Хвасталась Домка соседям:

- Вот теперь я могу и помирать. Вышел мой Павло в люди, выбился на большую дорогу. Теперь пойдет в широкий свет.

А наедине сыну сказала другое:

- Ну чего тебе, Павлик, ехать на это море? Оставайся в Сухой Калине, среди своих людей. А этот дохтур, что у нас, поехал бы к себе в село или местечко, откуда он родом. Вот и было бы всем хорошо… И нам и ему…

- Нельзя, мама, - тряхнул кудрями Павло.

- Почему нельзя?

- Так нужно, мама. Я ж на морского врача учился. Туда и дорога моя лежит, на море, - тихо, но твердо произнес Павло.

- Женился бы тут, я бы внуков присматривала. А так занесет тебя, я и внуков не увижу. Вон посмотри, как наши девки вьются вокруг тебя…

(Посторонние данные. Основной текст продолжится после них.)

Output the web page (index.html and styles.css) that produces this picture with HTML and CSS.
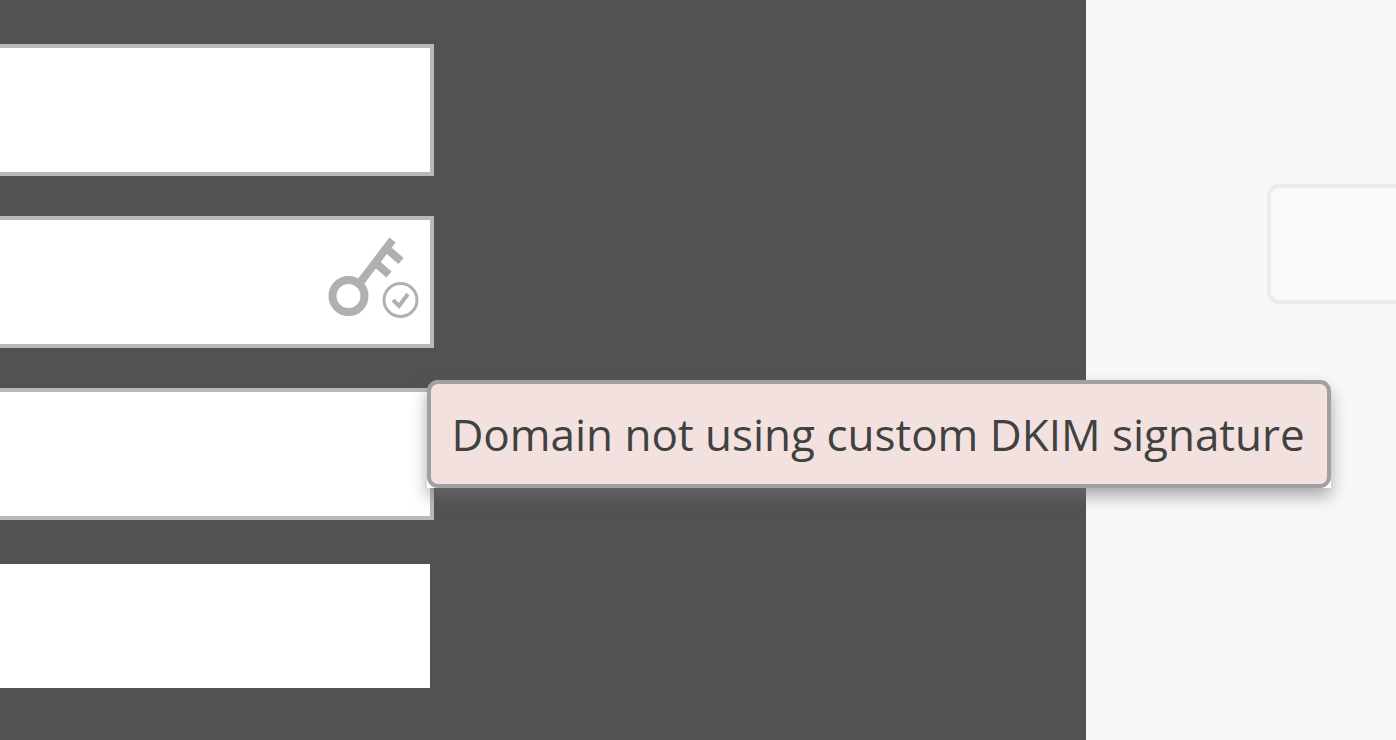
FILE: index.html
```html
<!DOCTYPE html>
<html lang="en">
<head>
<meta charset="utf-8">
<title>Domain settings</title>
<link rel="stylesheet" href="styles.css">
</head>
<body>
<div class="page">
  <main class="panel">
    <form class="fields">
      <input class="field" type="text" aria-label="Domain name">
      <div class="field-group">
        <input class="field" type="text" aria-label="DKIM signature" aria-describedby="dkim-tip">
        <svg class="key-icon" viewBox="0 0 92 84" aria-hidden="true">
          <g fill="none" stroke="#b0b0b0">
            <circle cx="21.500" cy="60" r="16" stroke-width="8"/>
            <path d="M32 48 65.500 4M59 12l15 13M47 25.500l15 13" stroke-width="8"/>
            <circle cx="73.500" cy="64" r="16.500" stroke-width="3"/>
            <path d="M66 64l6 6 9-12" stroke-width="4"/>
          </g>
        </svg>
      </div>
      <div class="field-group">
        <input class="field" type="text" aria-label="Return path">
        <div class="tooltip" id="dkim-tip" role="tooltip">
          <div class="tooltip-body">Domain not using custom DKIM signature</div>
        </div>
      </div>
      <input class="field field-plain" type="text" aria-label="Tracking domain">
    </form>
  </main>
  <aside class="side">
    <button class="side-button" type="button" aria-label="Options"></button>
  </aside>
</div>
</body>
</html>
```
FILE: styles.css
```css
* {
  box-sizing: border-box;
}

body {
  margin: 0;
  background: #f8f8f8;
  font-family: "Open Sans", "Noto Sans", sans-serif;
  overflow: hidden;
}

.page {
  display: flex;
  min-height: 100vh;
}

.panel {
  flex: 1;
  padding: 44px 0;
  background: #525252;
}

.fields {
  display: flex;
  flex-direction: column;
  gap: 40px;
  width: 40%;
}

.field-group {
  position: relative;
}

.field {
  display: block;
  width: 100%;
  height: 132px;
  padding: 0 120px 0 24px;
  border: 4px solid #b9b9b9;
  border-left: 0;
  border-radius: 0;
  background: #fff;
  font: inherit;
  font-size: 44px;
  color: #444;
}

.field-plain {
  border-color: #525252;
}

.key-icon {
  position: absolute;
  top: 20px;
  right: 15px;
  width: 92px;
  height: 84px;
}

.tooltip {
  position: absolute;
  z-index: 1;
  top: -8px;
  left: calc(100% - 7px);
  border-radius: 12px 12px 0 0;
  background: #fff;
  box-shadow: 0 8px 16px rgba(115, 115, 115, 0.6);
}

.tooltip-body {
  padding: 20px 22px 20px 20px;
  border: 4px solid #9fa09f;
  border-radius: 11px;
  background: #f3e1df;
  color: #404240;
  font-size: 44px;
  line-height: 60px;
  white-space: nowrap;
}

.side {
  display: flex;
  flex-direction: column;
  align-items: flex-end;
  width: 310px;
  padding-top: 184px;
  background: #f8f8f8;
}

.side-button {
  width: 129px;
  height: 120px;
  border: 4px solid #ebebeb;
  border-right: 0;
  border-radius: 12px 0 0 12px;
  background: #f9f9f9;
}
```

- Не могу, мама. Я же вам сказал, и все тут, - упрямо повторил Павло, точно так же, как и его покойный отец, когда настаивал на своем.

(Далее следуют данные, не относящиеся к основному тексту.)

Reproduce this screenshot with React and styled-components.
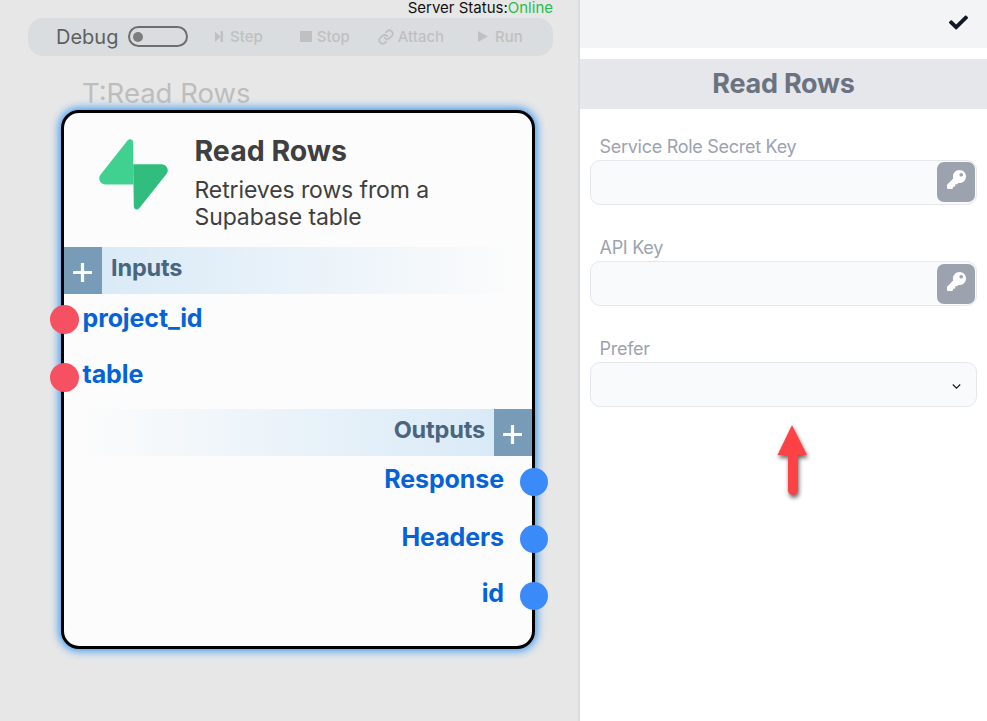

Мать на прощание попросила:

- Ты хоть береги себя на том море. Не утони, не дай господи…

Улыбнулся, обнял мать:

- Люди, мать, на море редко тонут, а больше в луже… Море честных не принимает…

- А в гости на Петра и Павла приедешь? - допытывалась мать. - Уж сколько лет жду тебя на Петра и Павла, а ты все не едешь. Напеку пирогов, потом ребятам да соседям раздаю, а тебя все нету и нету. Приезжай хоть этим летом. Приедешь, сынок? Это же твой день, Петра и Павла…

- Приеду, мать…

Да как уехал, так и по сей день нет.

Сначала и письма писал и деньги посылал, а потом уж и весточки от него не было. Ходила мать, тайком от дочерей, к ворожее, бросала на бубнового короля, да утешения мало. Все выпадала дальняя дорога, казенный дом, большие хлопоты и бубновый интерес какой-то трефовой дамы.

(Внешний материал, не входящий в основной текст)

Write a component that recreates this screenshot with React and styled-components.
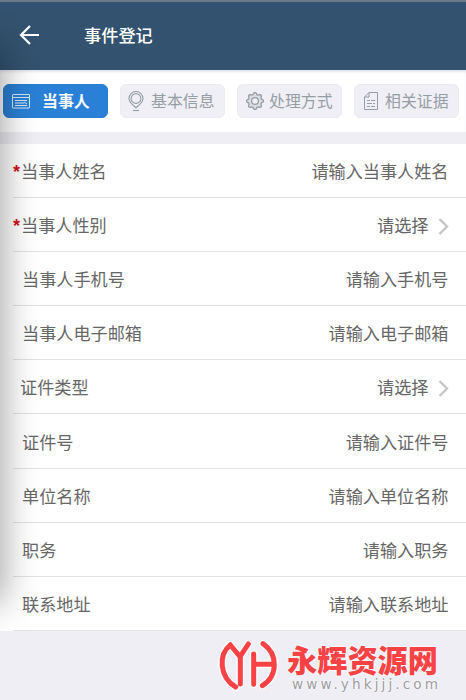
import React from "react";
import styled, { createGlobalStyle } from "styled-components";

const Global = createGlobalStyle`
  * { box-sizing: border-box; }
  body { margin: 0; background: #efeef4; font-family: "Noto Sans CJK SC", sans-serif; }
`;

const Screen = styled.div`
  position: relative;
  width: 466px;
  height: 700px;
  overflow: hidden;
  display: flex;
  flex-direction: column;
  background: #efeef4;
`;

const Header = styled.header`
  height: 70px;
  flex: none;
  display: flex;
  align-items: center;
  padding: 0 0 2px 19px;
  gap: 44px;
  background: #33526f;
  border-top: 2px solid #6c7a88;
`;

const Title = styled.h1`
  margin: 0;
  font-size: 17.2px;
  line-height: 24px;
  font-weight: 500;
  color: #fff;
`;

const Tabs = styled.nav`
  height: 62px;
  flex: none;
  display: flex;
  gap: 12px;
  padding: 14px 0 0 3px;
  background: #fff;
  box-shadow: inset 0 3px 3px -1px #e2e4ec;
`;

const Tab = styled.button`
  width: 105px;
  height: 34px;
  flex: none;
  display: flex;
  align-items: center;
  gap: ${(p) => p.$gap || 7}px;
  padding: 0 0 1px ${(p) => p.$inset || 7}px;
  border: 1px solid ${(p) => (p.$active ? "#2a7dd0" : "#ecebf2")};
  border-radius: 6px;
  background: ${(p) => (p.$active ? "#2a80d6" : "#f0eff6")};
  color: ${(p) => (p.$active ? "#f2f8fe" : "#969da5")};
  font-family: inherit;
  font-size: 15.9px;
  line-height: 22px;
  font-weight: ${(p) => (p.$active ? 700 : 400)};
  white-space: nowrap;
  svg { flex: none; margin-top: 1px; }
`;

const Form = styled.main`
  flex: none;
  margin-top: 12px;
  padding-left: 13px;
  background: #fff;
`;

const Row = styled.div`
  height: 54.1px;
  display: flex;
  align-items: center;
  justify-content: space-between;
  padding: 1px 17.5px 0 0;
  border-bottom: 1px solid #e2e2e3;
  color: #666;
  font-size: 17.15px;
  line-height: 24px;
`;

const Label = styled.label`
  display: flex;
  padding-left: ${(p) => p.$indent}px;
`;

const Star = styled.span`
  width: 8px;
  height: 24px;
  line-height: 27px;
  font-family: "Liberation Sans", sans-serif;
  font-size: 18px;
  font-weight: 700;
  color: #d0141c;
`;

const Value = styled.span`
  display: flex;
  align-items: center;
  gap: 9px;
  svg { margin-top: 3px; }
`;

const EdgeShadow = styled.div`
  position: absolute;
  left: -30px;
  top: 48px;
  width: 30px;
  height: 554px;
  box-shadow: 0 0 36px 1px rgba(0, 0, 0, 0.42);
  pointer-events: none;
`;

const ShadowClip = styled.div`
  position: absolute;
  inset: 0 0 69px 0;
  overflow: hidden;
  pointer-events: none;
`;

const Watermark = styled.div`
  position: absolute;
  left: 214px;
  top: 634px;
  display: flex;
  gap: 3px;
`;

const Brand = styled.div`
  display: flex;
  flex-direction: column;
  gap: 2px;
  padding-top: 10px;
`;

const BrandName = styled.div`
  font-size: 30.2px;
  line-height: 30px;
  font-weight: 900;
  color: #f84346;
  white-space: nowrap;
  text-shadow: 0 0 2px #fff, 0 0 2px #fff, 0 0 2px #fff;
`;

const BrandUrl = styled.div`
  padding-left: 5px;
  font-family: "DejaVu Sans", sans-serif;
  font-size: 13.6px;
  line-height: 16px;
  letter-spacing: 3.1px;
  color: #9c9ca0;
  white-space: nowrap;
  text-shadow: 0 0 2px #fff, 0 0 2px #fff;
`;

const BackIcon = () => (
  <svg width="21" height="20" viewBox="0 0 21 20" fill="none" stroke="#fff" strokeWidth="2.2">
    <path d="M11 1 2 10l9 9M2 10h18" />
  </svg>
);

const CardIcon = () => (
  <svg width="18" height="15" viewBox="0 0 18 15" fill="none" stroke="#d3e8fb" strokeWidth="1">
    <rect x=".5" y=".5" width="17" height="13.5" rx=".5" />
    <path d="M1 3.5h16M3 6.5h12M3 9h9M12 8l3 2M3 11.5h12" />
  </svg>
);

const PinIcon = () => (
  <svg width="16" height="21" viewBox="0 0 16 21" fill="none" stroke="#969da5" strokeWidth="1.1">
    <path d="M8 17C6 14.500 1 12 1 7.500a7 7 0 0 1 14 0C15 12 10 14.500 8 17Z" />
    <circle cx="8" cy="7.500" r="4.900" />
    <path d="M5 19.500h6" />
  </svg>
);

const teeth = Array.from({ length: 64 }, (_, i) => {
  const a = (i / 64) * Math.PI * 2;
  const r = 7.5 + 0.9 * Math.tanh(2.5 * Math.cos(a * 8));
  return `${(9 + r * Math.sin(a)).toFixed(2)},${(9 - r * Math.cos(a)).toFixed(2)}`;
}).join(" ");

const GearIcon = () => (
  <svg width="18" height="18" viewBox="0 0 18 18" fill="none" stroke="#969da5" strokeWidth="1.3">
    <polygon points={teeth} fill="#dcdee4" strokeLinejoin="round" />
    <circle cx="9" cy="9" r="3.4" fill="#f0eff6" />
  </svg>
);

const DocIcon = () => (
  <svg width="14" height="18" viewBox="0 0 14 18" fill="none" stroke="#969da5" strokeWidth="1">
    <path d="M5 .5h8.500v17H.500V5ZM5 .5V5H.500" />
    <path d="M3 8.500h3M7 8.500h4M3 11.500h5M9 11.500h2M3 14.500h3M7 14.500h4" />
  </svg>
);

const Chevron = () => (
  <svg width="11" height="17" viewBox="0 0 11 17" fill="none" stroke="#c6c6c8" strokeWidth="2.400">
    <path d="m1.500 1 7.500 7.500L1.500 16" />
  </svg>
);

const LogoPaths = () => (
  <>
    <path d="M49 33C13 61 15 129 65 159" />
    <path d="m49 33 29 35 25-38" />
    <path d="M79 65v85" />
    <path d="M119 60v91M119 91h58" />
    <path d="M147 29c46 32 45 96-2 126" />
  </>
);

const Logo = () => (
  <svg width="70" height="60" viewBox="0 0 210 180" fill="none" strokeLinejoin="round" strokeLinecap="round">
    <g stroke="#fff" strokeOpacity=".8" strokeWidth="23"><LogoPaths /></g>
    <g stroke="#f84346" strokeWidth="15"><LogoPaths /></g>
  </svg>
);

const fields = [
  { label: "当事人姓名", value: "请输入当事人姓名", required: true, indent: 0 },
  { label: "当事人性别", value: "请选择", required: true, select: true, indent: 0 },
  { label: "当事人手机号", value: "请输入手机号", indent: 9 },
  { label: "当事人电子邮箱", value: "请输入电子邮箱", indent: 9 },
  { label: "证件类型", value: "请选择", select: true, indent: 7 },
  { label: "证件号", value: "请输入证件号", indent: 9 },
  { label: "单位名称", value: "请输入单位名称", indent: 9 },
  { label: "职务", value: "请输入职务", indent: 9 },
  { label: "联系地址", value: "请输入联系地址", indent: 9 },
];

export default function App() {
  return (
    <Screen>
      <Global />
      <Header>
        <BackIcon />
        <Title>事件登记</Title>
      </Header>
      <Tabs>
        <Tab $active $inset={8} $gap={12}><CardIcon />当事人</Tab>
        <Tab $inset={7} $gap={7}><PinIcon />基本信息</Tab>
        <Tab $inset={8} $gap={5}><GearIcon />处理方式</Tab>
        <Tab $inset={9} $gap={7}><DocIcon />相关证据</Tab>
      </Tabs>
      <Form>
        {fields.map((f) => (
          <Row key={f.label}>
            <Label $indent={f.indent}>
              {f.required && <Star>*</Star>}
              {f.label}
            </Label>
            <Value>
              {f.value}
              {f.select && <Chevron />}
            </Value>
          </Row>
        ))}
      </Form>
      <ShadowClip>
        <EdgeShadow />
      </ShadowClip>
      <Watermark>
        <Logo />
        <Brand>
          <BrandName>永辉资源网</BrandName>
          <BrandUrl>www.yhkjjj.com</BrandUrl>
        </Brand>
      </Watermark>
    </Screen>
  );
}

Та дама, что выпала на картах, действительно жила в Севастополе, на Корабельной стороне, в приветливом домике, прижавшемся к каменной горе. Домик был сложен из белого инкерманского камня, имел три комнаты, большую веранду и весь утопал в виноградных лозах, так что его нельзя было и приметить. Растет себе виноград, зеленеют в садочке миндаль и абрикосы, а что там за ними стоит - того и не видать. И стежка к домику затерялась в камнях и кустах - не скоро и найдешь. Да и не стежка, а крутой корабельный трап, вырубленный ломаными переходами в камнях. Кто не привык, тот и ноги может поломать.

Только Павло еще не знал этой стежки и дамы трефовой пока что не знал. Другим была занята его буйная голова. Что хочет от него начальник Школы оружия полковник Горпищенко? Встретил он молодого врача холодно и неприветливо, стал ко всему придираться. Павло кипел, спорил, а того и не знал, что полковник Горпищенко его во всем проверяет, решает: твердым ли он выйдет командиром или так себе - ни рыба ни мясо? Он даже попробовал проэкзаменовать Павла, в шутку подзаведя его:

- Ну вот, покажите мне, товарищ врач, где в торпедном аппарате курок. Где он, этот механизм, которым выстреливается торпеда? Та самая торпеда, что в одно мгновение может потопить самый большой корабль и стоит десятки тысяч рублей. А ну-ка полезайте в аппарат и покажите нам, где этот курок…

- И покажу, - кипятился Павло и, сорвав с головы мичманку, залез в торпедный аппарат, разыскивая там курок. В аппарате было темно и душно, пахло тавотом и жженым порохом.

- Что? Нет курка? - язвительно спросил Горпищенко и захохотал. - Пропал, значит, курок?

Павло вылез из аппарата красный и злой, вытирая со лба пот, а рядом стояли штабные, выше рангом, офицеры и чуть не падали со смеху.

- А они могут показать, где курок, - гремел Горпищенко. - Вон он где! На самом верху, и незачем лезть за ним в аппарат. Видите, товарищ врач?.. Вот то-то и оно… Хотите и нам экзамен устроить? Прошу. Каждый вам покажет, где у него сердце, печень, легкие, аорта. Где ухо и руки, позвоночник и ключица. Вот такие, брат, дела, товарищ выпускник морского факультета медицинского института, да еще и Ленинградского.

- Это не входило в курс моего обучения, - глухо сказал Павло.